I have a second smart plug that controls the lights.
Wrangling Wires and Equipment:
I started planning to connect all the equipment and place it in the right locations. From there, I began to get an idea of what holes (that I previously drilled in the stand) to use for various wires. I also got an idea of where I would have excess wire that would need to be bundled and tucked out of the way. It started as pure chaos, and I slowly worked everything to order.
Going along with the premise of Tip #3 above, I got the idea to use some small (15/16″) Screw Eye Hooks and space those along structural pieces of the stand where I wanted to secure wires and power bricks.
I then looped a zip tie through the eye hook and used the resulting zip tie loop to secure items throughout.
The back wall of the top shelf showcases the temperature controller.

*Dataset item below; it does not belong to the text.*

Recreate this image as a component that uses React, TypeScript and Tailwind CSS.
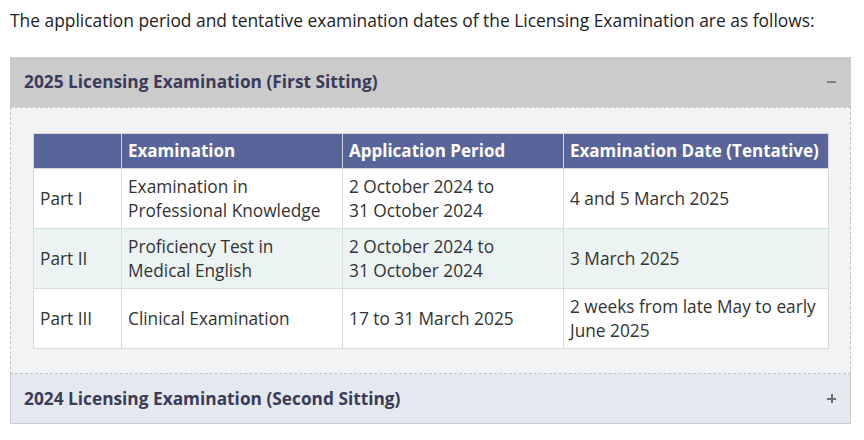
import React from "react";

const rows = [
  { part: "Part I", exam: ["Examination in", "Professional Knowledge"], app: ["2 October 2024 to", "31 October 2024"], date: ["4 and 5 March 2025"], bg: "bg-white" },
  { part: "Part II", exam: ["Proficiency Test in", "Medical English"], app: ["2 October 2024 to", "31 October 2024"], date: ["3 March 2025"], bg: "bg-[#ebf3f3]" },
  { part: "Part III", exam: ["Clinical Examination"], app: ["17 to 31 March 2025"], date: ["2 weeks from late May to early", "June 2025"], bg: "bg-white" },
];

function Lines({ items }: { items: string[] }) {
  return (
    <>
      {items.map((t, i) => (
        <div key={i}>{t}</div>
      ))}
    </>
  );
}

export default function App() {
  return (
    <div
      className="w-[864px] h-[440px] bg-white overflow-hidden text-[#333333]"
      style={{ fontFamily: '"Segoe UI", "Open Sans", "Noto Sans", sans-serif' }}
    >
      <p className="pl-[10px] pt-[8px] text-[17.4px] leading-[24px] text-[#222222]">
        The application period and tentative examination dates of the Licensing Examination are as follows:
      </p>

      <div className="ml-[10px] mt-[25px] w-[841px]">
        <div className="h-[50px] bg-[#cbcbcb] flex items-center justify-between pl-[14px] pr-[14px]">
          <span className="text-[17.3px] font-bold text-[#3b3b5a]">2025 Licensing Examination (First Sitting)</span>
          <span className="block w-[9px] h-[1.5px] bg-[#808080] mr-[1px]" />
        </div>
        <div className="border border-dashed border-[#c4c4c4] bg-[#f1f3f4] px-[22px] pt-[25px] pb-[24px]">
          <table className="w-[795px] border-collapse table-fixed text-[17.3px] leading-[24px]">
            <colgroup>
              <col className="w-[88px]" />
              <col className="w-[221px]" />
              <col className="w-[221px]" />
              <col className="w-[265px]" />
            </colgroup>
            <thead>
              <tr className="bg-[#58659a] text-white h-[35px] text-[17px]">
                <th className="border border-[#d4d8dc] px-[6px] text-left font-bold"></th>
                <th className="border border-[#d4d8dc] px-[6px] text-left font-bold">Examination</th>
                <th className="border border-[#d4d8dc] px-[6px] text-left font-bold">Application Period</th>
                <th className="border border-[#d4d8dc] px-[6px] text-left font-bold">Examination Date (Tentative)</th>
              </tr>
            </thead>
            <tbody>
              {rows.map((r) => (
                <tr key={r.part} className={`${r.bg} h-[60px]`}>
                  <td className="border border-[#d9dcdf] px-[6px] align-middle">{r.part}</td>
                  <td className="border border-[#d9dcdf] px-[6px] align-middle"><Lines items={r.exam} /></td>
                  <td className="border border-[#d9dcdf] px-[6px] align-middle"><Lines items={r.app} /></td>
                  <td className="border border-[#d9dcdf] px-[6px] align-middle"><Lines items={r.date} /></td>
                </tr>
              ))}
            </tbody>
          </table>
        </div>
        <div className="h-[50px] bg-[#e3e9ee] border border-t-0 border-[#c9cdd1] flex items-center justify-between pl-[13px] pr-[13px]">
          <span className="text-[17.3px] font-bold text-[#3b3b5a]">2024 Licensing Examination (Second Sitting)</span>
          <span className="relative block w-[9px] h-[9px] mr-[1px]">
            <span className="absolute left-0 top-[4px] w-[9px] h-[1.5px] bg-[#707070]" />
            <span className="absolute left-[4px] top-0 w-[1.5px] h-[9px] bg-[#707070]" />
          </span>
        </div>
      </div>
    </div>
  );
}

I placed it where the readout would be most visible. To the left of it, I placed the power strip.
Finishing Touches to our Aquarium Wiring and Equipment:
Along with wrangling wires, I put our ATO tank and equipment into place. The ATO pump slipped right into the top opening (where I will fill it), and I threaded the outlet tubing up another smaller opening.
All the wires that travel to the aquarium exit stage right, travel through the portion of our stand with the drawers, then out the hole in the back of the stand. I cut that hole location to match the rear of the Fluval EVO where all the devices terminate. For safety, I have provided a ‘drip loop’ on wires hanging in this section so that if there is a leak in the future, water will run off the bottom of these loops and not run down to the plug connection.
I like that I have handled much of this organization on the front end. From experience, if you don’t invest the time to make it right on setup, it probably will always be disorganized.
I know this stand and the wiring will change as I add other accessories, but the framework of holes, pathways, and eyelets placed now will serve this tank well for a long time.